The tensiometres were at either end of the orchard and I went to each one and read the gauge. I was keeping daily records of the soil moisture, rainfall and temperature, trying to figure out how often I should irrigate. I wasn’t sure if I should just water every day if it didn’t rain, and how that would affect the blueberries – whether too much water was a bad thing. I had read about root rot. The readings were high, in the fifties, which meant the soil was dry.
The pump was in the corner of the shed and a thick pipe rose out of it with gauges and valves, and a filter case the size of a laundry bucket. Step-by-step I went through the process of turning the blue valve anticlockwise and selecting a station. I hit the red button and the pump thumped to life. Some seals spat stinking water and the small tin shed vibrated.

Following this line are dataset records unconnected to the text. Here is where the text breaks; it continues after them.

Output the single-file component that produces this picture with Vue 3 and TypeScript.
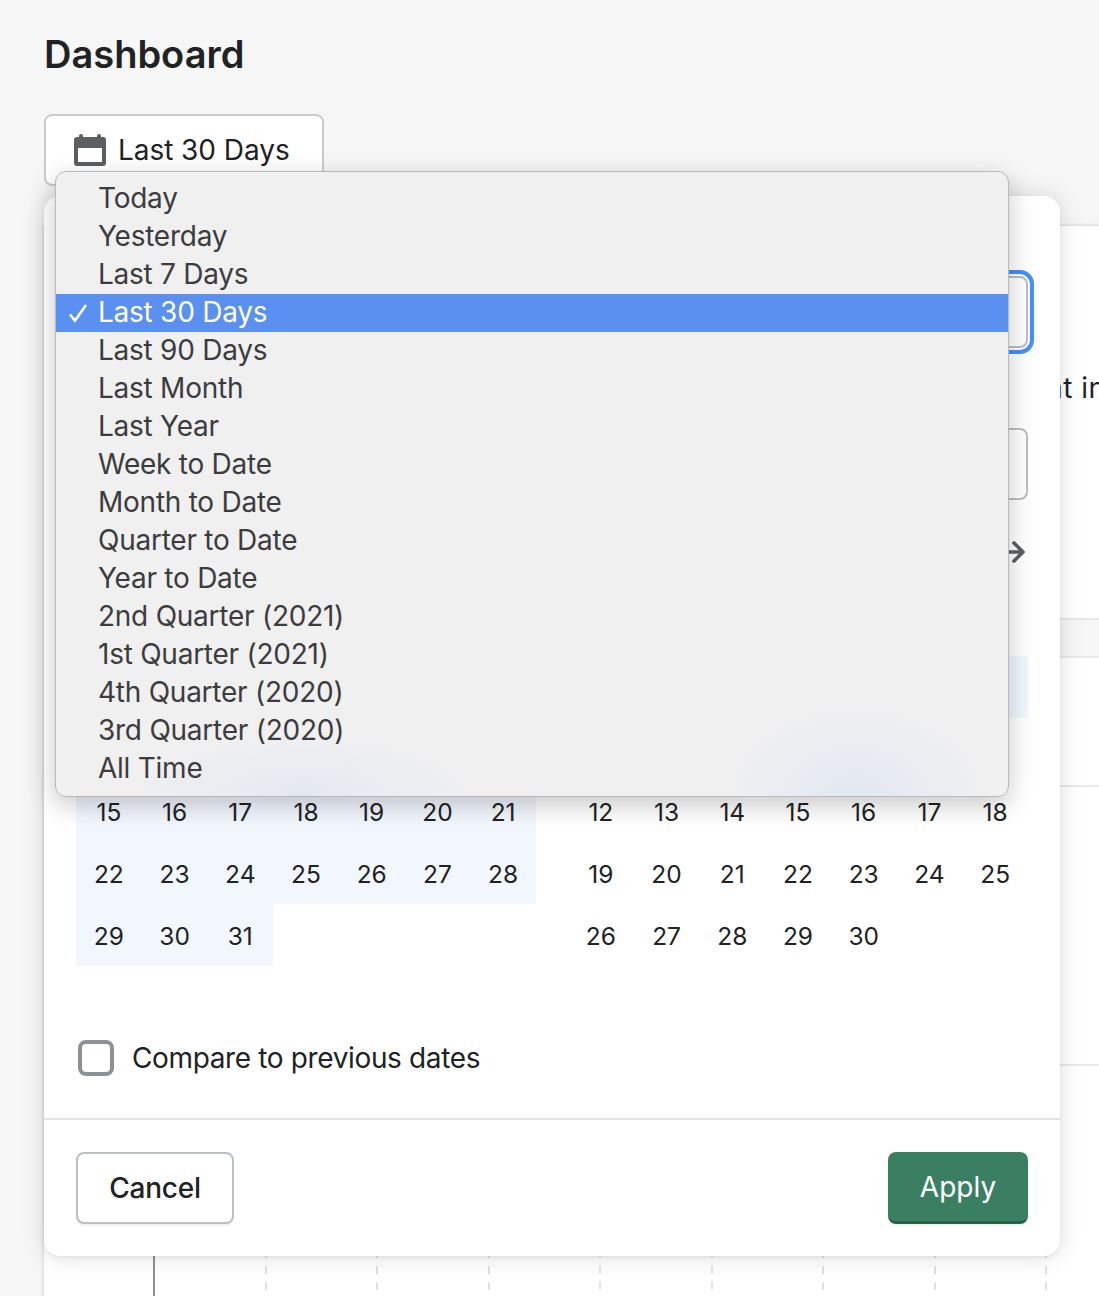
<script setup lang="ts">
const options: string[] = [
  'Today', 'Yesterday', 'Last 7 Days', 'Last 30 Days', 'Last 90 Days', 'Last Month', 'Last Year',
  'Week to Date', 'Month to Date', 'Quarter to Date', 'Year to Date', '2nd Quarter (2021)',
  '1st Quarter (2021)', '4th Quarter (2020)', '3rd Quarter (2020)', 'All Time',
]
const selected = 'Last 30 Days'
const weekdays = ['Su', 'Mo', 'Tu', 'We', 'Th', 'Fr', 'Sa']

interface Cell { day: number | null; on: boolean }
function month(offset: number, length: number, onUntil: number): Cell[] {
  const cells: Cell[] = []
  for (let i = 0; i < offset; i++) cells.push({ day: null, on: false })
  for (let d = 1; d <= length; d++) cells.push({ day: d, on: d <= onUntil })
  return cells
}
const months = [
  { name: 'august', cells: month(0, 31, 31) },
  { name: 'september', cells: month(3, 30, 4) },
]
const ticks = [1, 2, 3, 4, 5, 6, 7, 8]
</script>

<template>
  <div class="page">
    <h1 class="title">Dashboard</h1>

    <button class="range-btn" type="button">
      <svg class="cal" viewBox="0 0 32 32" aria-hidden="true">
        <path fill="#5c5f62" fill-rule="evenodd" d="M7 0a2 2 0 0 1 2 2v1h14V2a2 2 0 0 1 4 0v1h2a3 3 0 0 1 3 3v23a3 3 0 0 1-3 3H3a3 3 0 0 1-3-3V6a3 3 0 0 1 3-3h2V2a2 2 0 0 1 2-2zM4 14v14h24V14H4z" />
      </svg>
      <span>Last 30 Days</span>
    </button>

    <section class="report">
      <p class="report-text">at insights</p>
      <div class="report-band"></div>
      <div class="report-row"></div>
      <div class="report-row tall"></div>
      <div class="chart">
        <div v-for="t in ticks" :key="t" class="tick"></div>
      </div>
    </section>

    <div class="popover">
      <div class="pop-body">
        <label class="lbl">Date range</label>
        <div class="input focused"></div>
        <div class="date-fields">
          <div class="date-field"><label class="lbl">Starting</label><div class="input"></div></div>
          <div class="date-field"><label class="lbl">Ending</label><div class="input"></div></div>
        </div>
        <div class="nav">
          <svg class="arrow" viewBox="0 0 18 24" aria-hidden="true">
            <path d="M1 12h14M6 3l9 9-9 9" fill="none" stroke="#5c5f62" stroke-width="3.6" stroke-linecap="round" stroke-linejoin="round" />
          </svg>
        </div>
        <div class="months">
          <div v-for="m in months" :key="m.name" class="month">
            <div v-for="w in weekdays" :key="w" class="cell wd">{{ w }}</div>
            <div v-for="(c, i) in m.cells" :key="i" class="cell" :class="{ on: c.on }">{{ c.day }}</div>
          </div>
        </div>
        <label class="compare">
          <span class="box"></span>
          <span>Compare to previous dates</span>
        </label>
      </div>
      <footer class="pop-foot">
        <button class="btn" type="button">Cancel</button>
        <button class="btn primary" type="button">Apply</button>
      </footer>
    </div>

    <ul class="menu">
      <li v-for="o in options" :key="o" class="item" :class="{ sel: o === selected }">
        <span class="check">
          <svg v-if="o === selected" viewBox="0 0 20 20" aria-hidden="true">
            <path d="M2 11.5l5 6L18 2" fill="none" stroke="#fff" stroke-width="2.6" />
          </svg>
        </span>
        <span class="item-text">{{ o }}</span>
      </li>
    </ul>
  </div>
</template>

<style>
html, body { margin: 0; background: #f6f6f7; }
</style>

<style scoped>
.page {
  position: relative;
  width: 1099px;
  height: 1296px;
  overflow: hidden;
  box-sizing: border-box;
  padding: 0 0 0 44px;
  background: #f6f6f7;
  font-family: Inter, "Liberation Sans", sans-serif;
  color: #202223;
}
.title {
  margin: 0;
  padding: 31px 0 0;
  height: 114px;
  box-sizing: border-box;
  font-size: 38px;
  line-height: 46px;
  font-weight: 600;
}
.range-btn {
  display: flex;
  align-items: center;
  gap: 12px;
  box-sizing: border-box;
  width: 280px;
  height: 72px;
  padding: 0 0 0 28px;
  background: #fff;
  border: 2px solid #c9cccf;
  border-radius: 8px;
  font: inherit;
  font-size: 28px;
  letter-spacing: -0.05px;
  color: #202223;
}
.cal { width: 32px; height: 32px; flex: none; }

.report {
  margin-top: 40px;
  width: 1100px;
  height: 1080px;
  background: #fff;
  box-shadow: 0 0 4px rgba(23, 24, 24, .2);
}
.report-text {
  margin: 0;
  height: 392px;
  box-sizing: border-box;
  padding: 144px 0 0 1003px;
  font-size: 28px;
  line-height: 36px;
  letter-spacing: .5px;
  white-space: nowrap;
}
.report-band {
  height: 40px;
  box-sizing: border-box;
  background: #f6f6f7;
  border-top: 2px solid #e9e9ea;
  border-bottom: 2px solid #e9e9ea;
}
.report-row { height: 127px; border-bottom: 2px solid #e9e9ea; }
.report-row.tall { height: 277px; }
.chart {
  display: flex;
  margin-left: 109px;
  height: 240px;
  border-left: 2px solid #8c9196;
}
.tick {
  flex: none;
  width: 111.5px;
  box-sizing: border-box;
  background: repeating-linear-gradient(to bottom, #e1e3e5 0 8px, transparent 8px 16px) right 8px / 2px 100% no-repeat;
}

.popover {
  position: absolute;
  left: 44px;
  top: 196px;
  width: 1016px;
  height: 1060px;
  display: flex;
  flex-direction: column;
  background: #fff;
  border-radius: 16px;
  box-shadow: 0 0 24px rgba(23, 24, 24, .14), 0 2px 4px rgba(23, 24, 24, .06);
}
.pop-body {
  flex: 1;
  padding: 32px 32px 0;
  border-bottom: 2px solid #e1e3e5;
}
.lbl { display: block; height: 48px; font-size: 28px; line-height: 36px; }
.input {
  box-sizing: border-box;
  height: 72px;
  border: 2px solid #babfc3;
  border-radius: 8px;
}
.input.focused { outline: 4px solid #458fff; outline-offset: 2px; }
.date-fields { display: flex; gap: 32px; margin-top: 32px; }
.date-field { flex: 1; }
.nav { display: flex; justify-content: flex-end; align-items: center; height: 40px; margin-top: 32px; }
.arrow { width: 18px; height: 24px; margin-right: 2px; }
.months { display: flex; gap: 32px; margin-top: 22px; height: 372px; }
.month { flex: 1; display: grid; grid-template-columns: repeat(7, 1fr); grid-auto-rows: 62px; align-content: start; }
.cell {
  display: flex;
  align-items: center;
  justify-content: center;
  padding-top: 2px;
  box-sizing: border-box;
  font-size: 24.5px;
  color: #202223;
}
.cell.on { background: #f2f6fd; }
.wd { color: #6d7175; }
.compare {
  display: flex;
  align-items: center;
  gap: 18px;
  margin: 74px 0 0 2px;
  font-size: 28px;
  line-height: 36px;
  letter-spacing: -0.36px;
}
.box {
  width: 36px;
  height: 36px;
  box-sizing: border-box;
  border: 4px solid #8c9196;
  border-radius: 8px;
}
.pop-foot {
  display: flex;
  justify-content: space-between;
  padding: 32px;
}
.btn {
  box-sizing: border-box;
  width: 158px;
  height: 72px;
  background: #fff;
  border: 2px solid #babfc3;
  border-radius: 8px;
  box-shadow: 0 2px 0 rgba(0, 0, 0, .05);
  font: inherit;
  font-size: 28px;
  font-weight: 500;
  letter-spacing: -0.2px;
  color: #202223;
}
.btn.primary {
  width: 140px;
  background: #3b7f63;
  border: 0;
  border-bottom: 3px solid #2a5f49;
  color: #fff;
  font-weight: 400;
  letter-spacing: 0;
}

.menu {
  position: absolute;
  left: 55px;
  top: 171px;
  width: 954px;
  height: 626px;
  box-sizing: border-box;
  margin: 0;
  padding: 8px 0;
  list-style: none;
  border: 1px solid #b9b9bb;
  border-radius: 11px;
  background:
    radial-gradient(130px 90px at 84% 100%, #e2e7f1, rgba(226, 231, 241, 0)),
    radial-gradient(170px 60px at 26% 100%, #e4e8f0, rgba(228, 232, 240, 0)),
    linear-gradient(#f0f0f1, #f0f0f1);
  box-shadow: 0 8px 26px rgba(0, 0, 0, .22);
  font-size: 28px;
  line-height: 37px;
  letter-spacing: -0.25px;
  color: #3c3c3e;
  overflow: hidden;
}
.item { display: flex; height: 38px; align-items: flex-start; white-space: nowrap; }
.item-text { margin-left: -1px; }
.check { flex: none; width: 43px; height: 38px; display: flex; justify-content: flex-end; align-items: center; }
.check svg { width: 20px; height: 20px; margin-right: 11px; }
.item.sel { background: #5a90f0; color: #fff; }
</style>
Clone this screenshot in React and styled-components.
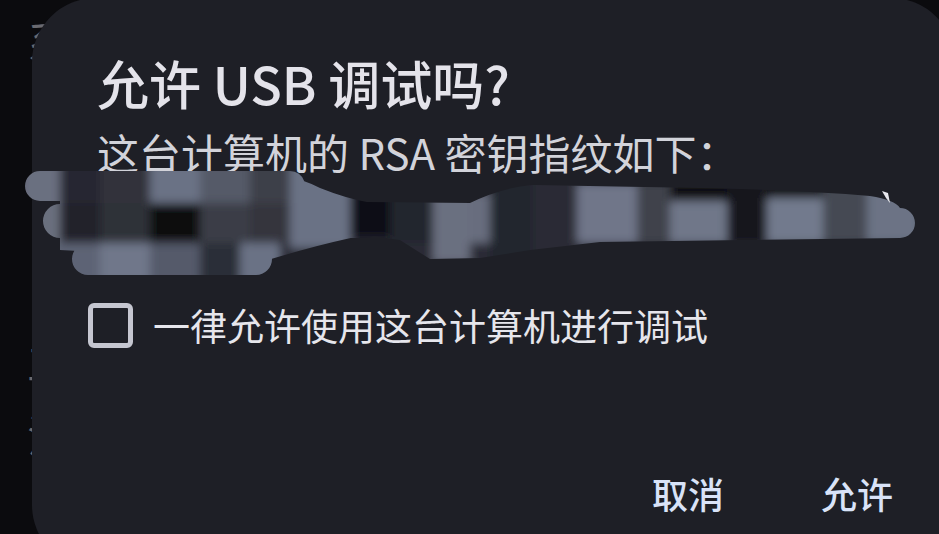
import React from "react";
import styled, { createGlobalStyle } from "styled-components";

const GlobalStyle = createGlobalStyle`
  html, body {
    margin: 0;
    padding: 0;
    background: #0b0b0e;
    overflow: hidden;
  }
  body {
    font-family: "Noto Sans CJK SC", "Noto Sans", sans-serif;
  }
`;

const Screen = styled.div`
  position: relative;
  width: 939px;
  height: 534px;
  overflow: hidden;
  background: #0b0b0e;
`;

/* settings list that sits behind the dialog */
const BehindList = styled.div`
  display: flex;
  flex-direction: column;
  padding-left: 27px;
`;

const BehindLine = styled.div`
  margin-top: ${(p) => p.$top}px;
  font-size: 44px;
  line-height: 52px;
  color: #6a6a70;
  white-space: nowrap;
`;

const Dialog = styled.div`
  position: absolute;
  left: 32px;
  top: -2px;
  width: 923px;
  height: 571px;
  box-sizing: border-box;
  padding: 55px 62px 0 65px;
  border-radius: 64px;
  background: #1e1f26;
  display: flex;
  flex-direction: column;
`;

const Title = styled.h1`
  margin: 0;
  font-size: 52px;
  line-height: 60px;
  font-weight: 500;
  color: #e4e3ea;
  white-space: nowrap;
`;

const Message = styled.p`
  margin: 14px 0 0;
  font-size: 42px;
  line-height: 50px;
  font-weight: 400;
  color: #d2d3da;
  white-space: nowrap;
`;

const Fingerprint = styled.svg`
  display: block;
  flex: none;
  margin: -14px 0 0 -77px;
`;

const CheckRow = styled.label`
  display: flex;
  align-items: center;
  gap: 20px;
  margin: 20px 0 0 -9px;
`;

const Box = styled.span`
  width: 45px;
  height: 45px;
  box-sizing: border-box;
  border: 5px solid #c5c6d0;
  border-radius: 6px;
  flex: none;
`;

const CheckLabel = styled.span`
  font-size: 37px;
  line-height: 45px;
  color: #e6e6ec;
  white-space: nowrap;
`;

const Actions = styled.div`
  display: flex;
  justify-content: flex-end;
  gap: 97px;
  margin-top: 121px;
`;

const ActionButton = styled.button`
  padding: 0;
  border: none;
  background: none;
  font-family: inherit;
  font-size: 36px;
  line-height: 48px;
  font-weight: 500;
  color: #d9e3f8;
  cursor: pointer;
`;

/* mosaic cells of the obscured key fingerprint: [x, y, w, h, colour] */
const cells = [
  [20, 165, 40, 40, "#6b7080"],
  [60, 165, 40, 40, "#262830"],
  [100, 165, 50, 40, "#30323a"],
  [150, 165, 50, 40, "#6b7285"],
  [200, 165, 50, 40, "#555a68"],
  [250, 165, 40, 40, "#3d3f4a"],
  [290, 165, 60, 40, "#6b7285"],
  [20, 205, 40, 40, "#6a6f7e"],
  [60, 205, 40, 40, "#22242b"],
  [100, 205, 50, 40, "#2f3139"],
  [150, 205, 50, 40, "#0b0b10"],
  [200, 205, 50, 40, "#3a3c46"],
  [250, 205, 40, 40, "#34353e"],
  [290, 205, 60, 45, "#6b7285"],
  [350, 195, 40, 45, "#0e0e14"],
  [390, 195, 43, 50, "#23252d"],
  [433, 195, 37, 70, "#6b7080"],
  [470, 195, 20, 50, "#676d7e"],
  [490, 185, 43, 80, "#23252d"],
  [533, 185, 44, 70, "#2a2c34"],
  [577, 185, 60, 60, "#6f7689"],
  [637, 185, 33, 60, "#3f424c"],
  [670, 185, 57, 18, "#0c0c10"],
  [670, 203, 57, 42, "#707789"],
  [727, 185, 40, 60, "#14151a"],
  [767, 185, 56, 15, "#0a0a0e"],
  [767, 200, 56, 45, "#727a8d"],
  [823, 185, 44, 60, "#454852"],
  [867, 185, 53, 60, "#6c7385"],
  [20, 245, 80, 40, "#5d6375"],
  [100, 245, 50, 40, "#6f778a"],
  [150, 245, 50, 40, "#545a6a"],
  [200, 245, 40, 40, "#2c2e38"],
  [240, 245, 40, 40, "#6b7285"],
];

function FingerprintSmear() {
  return (
    <Fingerprint width="900" height="120" viewBox="20 165 900 120">
      <defs>
        <clipPath id="smear-shape">
          <rect x="25" y="173" width="280" height="30" rx="15" />
          <rect x="43" y="206" width="340" height="34" rx="17" />
          <rect x="72" y="245" width="200" height="32" rx="16" />
          <path d="M60 176 L250 173 Q295 177 320 190 Q345 200 367 204 L470 205 Q500 190 533 187 L700 190 Q800 192 870 198 Q895 202 900 210 A15 15 0 0 1 900 240 L600 244 L530 252 L480 260 L430 261 L400 242 L365 237 Q320 246 268 262 L60 252 Z" />
        </clipPath>
        <filter id="smear-blur" filterUnits="userSpaceOnUse" x="0" y="150" width="960" height="150">
          <feGaussianBlur stdDeviation="5" />
        </filter>
      </defs>
      <g clipPath="url(#smear-shape)">
        <g filter="url(#smear-blur)">
          <rect x="10" y="155" width="920" height="140" fill="#2a2c34" />
          {cells.map(([x, y, w, h, c], i) => (
            <rect key={i} x={x} y={y} width={w} height={h} fill={c} />
          ))}
        </g>
      </g>
      <polygon points="882,193 888,195 890,205 886,200" fill="#e8e8ee" />
    </Fingerprint>
  );
}

export default function App() {
  return (
    <>
      <GlobalStyle />
      <Screen>
        <BehindList>
          <BehindLine $top={14}>系</BehindLine>
          <BehindLine $top={267}>主</BehindLine>
          <BehindLine $top={23}>法</BehindLine>
        </BehindList>
        <Dialog role="dialog" aria-modal="true">
          <Title>允许 USB 调试吗?</Title>
          <Message>这台计算机的 RSA 密钥指纹如下：</Message>
          <FingerprintSmear />
          <CheckRow>
            <Box />
            <CheckLabel>一律允许使用这台计算机进行调试</CheckLabel>
          </CheckRow>
          <Actions>
            <ActionButton>取消</ActionButton>
            <ActionButton>允许</ActionButton>
          </Actions>
        </Dialog>
      </Screen>
    </>
  );
}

I went looking for Enrico, who was somewhere near Row 28. Down beside the tee-tree and the handsome ghost gum, grass flicking on my boots, came the girly squeals of a few black cockatoos, six or seven. They flew slowly with deep wing-beats, and settled on the branches of a spindly black wattle that could barely carry their weight. I stopped to watch them, the yellow panels in their long black tail feathers. They were all facing west as if they knew exactly where they were headed. Then, together, they lifted, and flew gracefully towards the packing shed and the direction of Shane’s paddocks.